Here’s one way to ensure your own bill’s death: don’t show up at a hearing to defend it.
That’s what happened this afternoon. State Assembly Judiciary Committee Chairman Mike Feuer, D-Los Angeles, called repeatedly for Assemblyman Joe Coto, D-San Jose, to show up and present his AB 1054, as scheduled. Feuer even sent the sergeants-at-arms to find Coto. No luck.
So after finishing the committee’s other work and waiting some more, Feuer gave up and adjourned the hearing. That effectively killed AB 1054, since today was the last Judiciary Committee meeting before a key legislative deadline on Friday.

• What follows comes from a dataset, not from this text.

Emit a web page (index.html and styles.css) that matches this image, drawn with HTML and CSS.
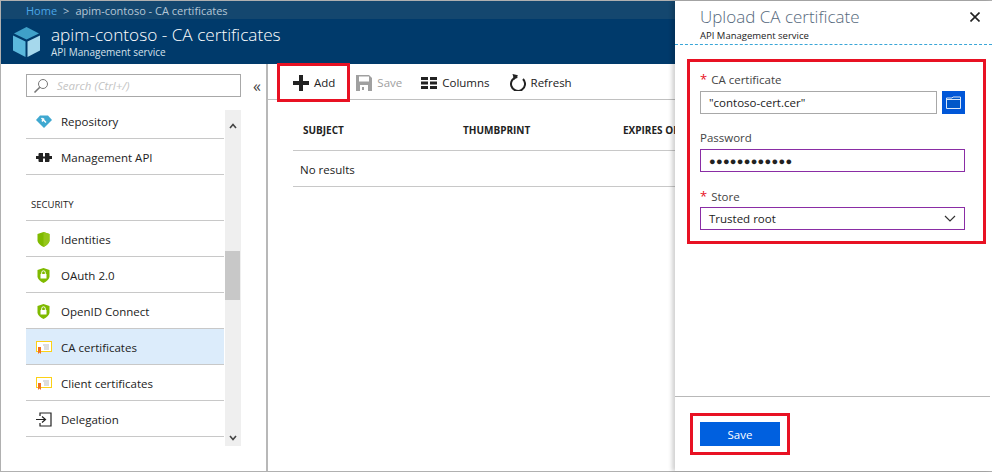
FILE: index.html
```html
<!DOCTYPE html>
<html lang="en">
<head>
  <meta charset="UTF-8">
  <title>apim-contoso - CA certificates</title>
  <link rel="stylesheet" href="styles.css">
</head>
<body>
  <div class="page">
    <div class="main">
      <div class="crumbs">
        <span class="crumb-home">Home</span>
        <span class="crumb-sep">&gt;</span>
        <span>apim-contoso - CA certificates</span>
      </div>
      <div class="header">
        <svg class="header-icon" width="27" height="30" viewBox="0 0 27 30">
          <polygon points="13.5,0 26,6.5 13.5,12.5 1,6.5" fill="#3fa0c8"/>
          <polygon points="0,8.5 12.5,14.5 12.5,30 0,23.5" fill="#5bb8dc"/>
          <polygon points="14.5,14.5 27,8.5 27,23.5 14.5,30" fill="#a6d8ec"/>
        </svg>
        <div>
          <div class="header-title">apim-contoso - CA certificates</div>
          <div class="header-sub">API Management service</div>
        </div>
      </div>
      <div class="body">
        <div class="sidebar">
          <div class="search-row">
            <div class="search">
              <svg width="16" height="16" viewBox="0 0 16 16" fill="none" stroke="#777" stroke-width="1">
                <circle cx="10" cy="6" r="4.5"/>
                <path d="M6.8 9.2 L1.5 14.5" stroke-width="1.6"/>
              </svg>
              <span>Search (Ctrl+/)</span>
            </div>
            <span class="collapse">«</span>
          </div>
          <div class="menu-wrap">
            <div class="menu">
              <div class="menu-item short">
                <svg class="menu-icon" width="16" height="13" viewBox="0 0 16 13">
                  <path d="M4 0.5 H12 L16 5 L8 13 L0 5 Z" fill="#3fa8d0"/>
                  <path d="M5.5 3 L10 7.5 M8 3.5 L6 6.5" stroke="#fff" stroke-width="1.5"/>
                </svg>
                <span>Repository</span>
              </div>
              <div class="menu-item">
                <svg class="menu-icon" width="16" height="9" viewBox="0 0 16 9">
                  <path d="M0 3 H2.5 V1 Q2.5 0 3.5 0 H7 V9 H3.5 Q2.5 9 2.5 8 V6 H0 Z M9 0 H12.5 Q13.5 0 13.5 1 V3 H16 V6 H13.5 V8 Q13.5 9 12.5 9 H9 Z M7 3.5 H9 V5.5 H7 Z" fill="#222"/>
                </svg>
                <span>Management API</span>
              </div>
              <div class="menu-section">SECURITY</div>
              <div class="menu-item">
                <svg class="menu-icon shield" width="13" height="15" viewBox="0 0 12 15">
                  <path d="M6 0 L12 2 V9 Q11 12.5 6 15 Q1 12.5 0 9 V2 Z" fill="#7fba00"/>
                  <path d="M6 0 L12 2 V9 Q11 12.5 6 15 Z" fill="#95c61a"/>
                </svg>
                <span>Identities</span>
              </div>
              <div class="menu-item">
                <svg class="menu-icon shield" width="13" height="15" viewBox="0 0 12 15">
                  <path d="M6 0 L12 2 V9 Q11 12.5 6 15 Q1 12.5 0 9 V2 Z" fill="#7fba00"/>
                  <rect x="3" y="6" width="6" height="4.5" fill="#fff"/>
                  <path d="M4.2 6 V4.6 A1.8 1.8 0 0 1 7.8 4.6 V6" fill="none" stroke="#fff"/>
                </svg>
                <span>OAuth 2.0</span>
              </div>
              <div class="menu-item">
                <svg class="menu-icon shield" width="13" height="15" viewBox="0 0 12 15">
                  <path d="M6 0 L12 2 V9 Q11 12.5 6 15 Q1 12.5 0 9 V2 Z" fill="#7fba00"/>
                  <rect x="3" y="6" width="6" height="4.5" fill="#fff"/>
                  <path d="M4.2 6 V4.6 A1.8 1.8 0 0 1 7.8 4.6 V6" fill="none" stroke="#fff"/>
                </svg>
                <span>OpenID Connect</span>
              </div>
              <div class="menu-item active">
                <svg class="menu-icon" width="16" height="13" viewBox="0 0 16 13">
                  <rect x="0.5" y="0.5" width="15" height="10" fill="#fff" stroke="#fcd116"/>
                  <path d="M7 4 H13 M8 6 H13 M8 8 H13" stroke="#bbb"/>
                  <path d="M2 6 H5 V13 L3.5 11.5 L2 13 Z" fill="#f2701f"/>
                </svg>
                <span>CA certificates</span>
              </div>
              <div class="menu-item">
                <svg class="menu-icon" width="16" height="13" viewBox="0 0 16 13">
                  <rect x="0.5" y="0.5" width="15" height="10" fill="#fff" stroke="#fcd116"/>
                  <path d="M7 4 H13 M8 6 H13 M8 8 H13" stroke="#bbb"/>
                  <path d="M2 6 H5 V13 L3.5 11.5 L2 13 Z" fill="#f2701f"/>
                </svg>
                <span>Client certificates</span>
              </div>
              <div class="menu-item">
                <svg class="menu-icon" width="16" height="15" viewBox="0 0 16 15" fill="none" stroke="#222" stroke-width="1.2">
                  <path d="M4 4 V1 H15 V14 H4 V11"/>
                  <path d="M0 7.5 H9 M6 4.5 L9.5 7.5 L6 10.5"/>
                </svg>
                <span>Delegation</span>
              </div>
            </div>
            <div class="scrollbar">
              <span class="scroll-arrow">
                <svg width="8" height="6" viewBox="0 0 8 6" fill="none" stroke="#444" stroke-width="1.6"><path d="M1 5 L4 1.5 L7 5"/></svg>
              </span>
              <div class="scroll-thumb"></div>
              <span class="scroll-arrow bottom">
                <svg width="8" height="6" viewBox="0 0 8 6" fill="none" stroke="#444" stroke-width="1.6"><path d="M1 1 L4 4.5 L7 1"/></svg>
              </span>
            </div>
          </div>
        </div>
        <div class="content">
          <div class="toolbar">
            <div class="tool">
              <svg width="16" height="16" viewBox="0 0 16 16"><path d="M6 0 H10 V6 H16 V10 H10 V16 H6 V10 H0 V6 H6 Z" fill="#222"/></svg>
              <span>Add</span>
            </div>
            <div class="tool disabled">
              <svg width="16" height="16" viewBox="0 0 16 16">
                <path d="M0 0 H13 L16 3 V16 H0 Z" fill="#a0a0a0"/>
                <rect x="3" y="1.5" width="10" height="5" fill="#fff"/>
                <rect x="4" y="10" width="8" height="6" fill="#fff"/>
                <rect x="6" y="12" width="2" height="3" fill="#a0a0a0"/>
              </svg>
              <span>Save</span>
            </div>
            <div class="tool">
              <svg width="16" height="12" viewBox="0 0 16 12" fill="#222">
                <rect y="0" width="7" height="3"/><rect x="9" y="0" width="7" height="3"/>
                <rect y="4.5" width="7" height="3"/><rect x="9" y="4.5" width="7" height="3"/>
                <rect y="9" width="7" height="3"/><rect x="9" y="9" width="7" height="3"/>
              </svg>
              <span>Columns</span>
            </div>
            <div class="tool">
              <svg width="16" height="17" viewBox="0 0 16 17" fill="none">
                <path d="M5 3.6 A7 7 0 1 0 11 3.6" stroke="#222" stroke-width="2" transform="rotate(20 8 10)"/>
                <path d="M2.5 0 L8 1.2 L4.2 6 Z" fill="#222"/>
              </svg>
              <span>Refresh</span>
            </div>
          </div>
          <div class="table-head">
            <span class="col-subject">SUBJECT</span>
            <span class="col-thumb">THUMBPRINT</span>
            <span class="col-exp">EXPIRES ON</span>
          </div>
          <div class="table-empty">No results</div>
        </div>
      </div>
      <div class="mark mark-add"></div>
    </div>
    <div class="panel">
      <div class="panel-head">
        <div class="panel-title-row">
          <div class="panel-title">Upload CA certificate</div>
          <svg class="panel-close" width="10" height="10" viewBox="0 0 10 10" stroke="#222" stroke-width="1.6"><path d="M0.5 0.5 L9.5 9.5 M9.5 0.5 L0.5 9.5"/></svg>
        </div>
        <div class="panel-sub">API Management service</div>
      </div>
      <div class="panel-form">
        <div class="mark mark-form"></div>
        <div class="field-label"><span class="req">*</span>CA certificate</div>
        <div class="file-row">
          <div class="input file-input">"contoso-cert.cer"</div>
          <div class="file-btn">
            <svg width="15" height="13" viewBox="0 0 15 13">
              <path d="M0.5 2 H6 L7 1 H14.5 V12.5 H0.5 Z" fill="#0057c8" stroke="#d8e6f8"/>
              <path d="M1 3.5 H14" stroke="#d8e6f8"/>
            </svg>
          </div>
        </div>
        <div class="field-label plain">Password</div>
        <div class="input picked dots">●●●●●●●●●●●●</div>
        <div class="field-label"><span class="req">*</span>Store</div>
        <div class="input picked select">
          <span>Trusted root</span>
          <svg width="12" height="7" viewBox="0 0 12 7" fill="none" stroke="#333" stroke-width="1.2"><path d="M1 1 L6 6 L11 1"/></svg>
        </div>
      </div>
      <div class="panel-foot">
        <div class="mark mark-save"></div>
        <div class="save-btn">Save</div>
      </div>
    </div>
  </div>
</body>
</html>
```
FILE: styles.css
```css
html, body {
  margin: 0;
  height: 100%;
  overflow: hidden;
}

body {
  font-family: "Open Sans", "Noto Sans", sans-serif;
  font-size: 11.5px;
  color: #222;
  background: #fff;
}

.page {
  display: flex;
  height: 472px;
  box-sizing: border-box;
  border-left: 1px solid #b0b0b0;
  border-top: 1px solid #b0b0b0;
  border-bottom: 1px solid #b0b0b0;
}

.main {
  position: relative;
  flex: 1;
  display: flex;
  flex-direction: column;
  min-width: 0;
}

.crumbs {
  height: 18px;
  display: flex;
  align-items: center;
  gap: 6px;
  padding-left: 25px;
  background: #14476f;
  color: #b4c6d6;
  font-size: 11px;
}

.crumb-home {
  color: #4aa6e8;
}

.header {
  height: 45px;
  display: flex;
  align-items: center;
  gap: 11px;
  padding-left: 12px;
  background: #003a6b;
  color: #fff;
}

.header-title {
  font-size: 17.2px;
  line-height: 21px;
  font-weight: 300;
}

.header-sub {
  font-size: 10px;
  line-height: 13px;
  margin-top: 1px;
  color: #d5e0ea;
}

.body {
  flex: 1;
  display: flex;
  min-height: 0;
}

.sidebar {
  width: 240px;
  flex: none;
  border-right: 2px solid #b8b8b8;
  padding: 10px 0 0 25px;
}

.search-row {
  display: flex;
  align-items: center;
}

.search {
  width: 215px;
  height: 23px;
  box-sizing: border-box;
  border: 1px solid #a8a8a8;
  display: flex;
  align-items: center;
  gap: 8px;
  padding-left: 6px;
  color: #c4c4c4;
  font-style: italic;
  flex: none;
}

.collapse {
  margin-left: 12px;
  font-size: 16px;
  line-height: 20px;
  color: #444;
}

.menu-wrap {
  display: flex;
  width: 215px;
  margin-top: 13px;
}

.menu {
  width: 198px;
}

.menu-item {
  height: 33px;
  padding-top: 2px;
  display: flex;
  align-items: center;
  border-bottom: 1px solid #c8c8c8;
}

.menu-item.short {
  height: 22px;
  padding: 0 0 6px;
}

.menu-item.active {
  background: #dcecfb;
}

.menu-item svg {
  flex: none;
}

.menu-icon {
  margin-left: 10px;
  margin-right: 9px;
}

.menu-icon.shield {
  margin-left: 11px;
  margin-right: 11px;
}

.menu-section {
  height: 46px;
  box-sizing: border-box;
  padding-top: 23px;
  border-bottom: 1px solid #c8c8c8;
  padding-left: 5px;
  font-size: 9.5px;
}

.scrollbar {
  margin-left: 1px;
  width: 16px;
  height: 336px;
  background: #efefef;
  position: relative;
}

.scroll-arrow {
  display: flex;
  justify-content: center;
  padding-top: 13px;
}

.scroll-arrow.bottom {
  position: absolute;
  left: 0;
  right: 0;
  bottom: 5px;
}

.scroll-thumb {
  position: absolute;
  top: 141px;
  left: 0;
  width: 15px;
  height: 49px;
  background: #c8c8c8;
}

.content {
  flex: 1;
  min-width: 0;
  overflow: hidden;
}

.toolbar {
  height: 33px;
  padding: 2px 0 0 25px;
  display: flex;
  align-items: center;
  gap: 19px;
  border-bottom: 1px solid #c0c0c0;
}

.tool {
  display: flex;
  align-items: center;
  gap: 5px;
}

.tool:first-child {
  margin-right: 2px;
}

.tool:last-child {
  margin-left: 1px;
}

.tool.disabled {
  color: #a0a0a0;
}

.table-head {
  margin-left: 25px;
  height: 41px;
  padding-top: 9px;
  display: flex;
  align-items: center;
  border-bottom: 1px solid #c8c8c8;
  font-size: 10px;
  font-weight: 700;
  white-space: nowrap;
}

.table-head span {
  flex: none;
}

.col-subject {
  width: 170px;
  padding-left: 10px;
  box-sizing: border-box;
}

.col-thumb {
  width: 160px;
}

.table-empty {
  margin-left: 25px;
  height: 33px;
  padding: 2px 0 0 7px;
  display: flex;
  align-items: center;
  border-bottom: 1px solid #c8c8c8;
}

.panel {
  width: 317px;
  flex: none;
  display: flex;
  flex-direction: column;
  background: #fff;
  box-shadow: -3px 0 4px rgba(0, 0, 0, 0.18);
  position: relative;
}

.panel-head {
  height: 44px;
  box-sizing: border-box;
  padding: 5px 12px 0 25px;
  border-bottom: 1px dashed #3aa6d8;
}

.panel-title-row {
  display: flex;
  justify-content: space-between;
  align-items: center;
}

.panel-title {
  font-size: 17px;
  line-height: 21px;
  font-weight: 300;
  color: #56697c;
}

.panel-sub {
  font-size: 9.5px;
  line-height: 13px;
  margin-top: 2px;
}

.panel-form {
  position: relative;
  flex: 1;
  padding: 26px 27px 0 25px;
}

.field-label {
  height: 16px;
  line-height: 16px;
  color: #444;
}

.field-label.plain {
  margin-top: 16px;
}

.req {
  color: #e81123;
  font-size: 13px;
  margin-right: 4px;
}

.file-row {
  display: flex;
  gap: 5px;
  margin-top: 4px;
}

.input {
  height: 23px;
  box-sizing: border-box;
  border: 1px solid #a8a8a8;
  display: flex;
  align-items: center;
  padding-left: 8px;
  margin-top: 3px;
}

.file-input {
  flex: 1;
  margin-top: 0;
}

.file-btn {
  width: 23px;
  height: 23px;
  background: #0057d8;
  display: flex;
  align-items: center;
  justify-content: center;
}

.picked {
  border-color: #8a2da5;
}

.dots {
  font-size: 11px;
  letter-spacing: 0.3px;
  margin-bottom: 16px;
}

.select {
  justify-content: space-between;
  padding-right: 8px;
}

.panel-foot {
  position: relative;
  height: 75px;
  margin-right: 2px;
  border-top: 1px solid #b8b8b8;
  padding: 25px 0 0 25px;
  box-sizing: border-box;
}

.save-btn {
  width: 80px;
  height: 24px;
  background: #0060df;
  color: #fff;
  display: flex;
  align-items: center;
  justify-content: center;
}

/* red annotation boxes drawn over the shot */
.mark {
  position: absolute;
  border: 3px solid #e81123;
  box-sizing: border-box;
  pointer-events: none;
}

.mark-add {
  left: 276px;
  top: 62px;
  width: 73px;
  height: 39px;
}

.mark-form {
  left: 12px;
  top: 14px;
  width: 299px;
  height: 185px;
}

.mark-save {
  left: 15px;
  top: 16px;
  width: 100px;
  height: 42px;
}
```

AB 1054 was the center of a classic struggle between insurance companies and trial lawyers. Sponsored by Mercury Insurance Co., the bill would have immunized insurers from having to refund premiums that a court or the insurance commissioner find “excessively” expensive if the insurers received an initial OK by regulators to charge the rates.
So it was a feel-good bill, like when they declare a random Tuesday to be Snuggle a Kitten Day? Not so much ... after the jump.
Mercury officials argued that insurers shouldn’t be penalized for playing by the state’s rate-setting rules. But consumer groups and the Consumer Attorneys of California countered that insurers determined to be overcharging their customers shouldn’t get to walk away with the profits. They also questioned whether the bill violates Prop 103, the 11-year-old insurance regulating initiative.
Last week AB 1054 sailed out of the Assembly Insurance Committee, which is dominated by moderate, typically pro-business Democrats. Membership in the Judiciary Committee, by contrast, trends more to the left. (The fact that the bill got double-referred to the more liberal committee probably reflects some behind-the-scenes arm-twisting by the trial lawyers)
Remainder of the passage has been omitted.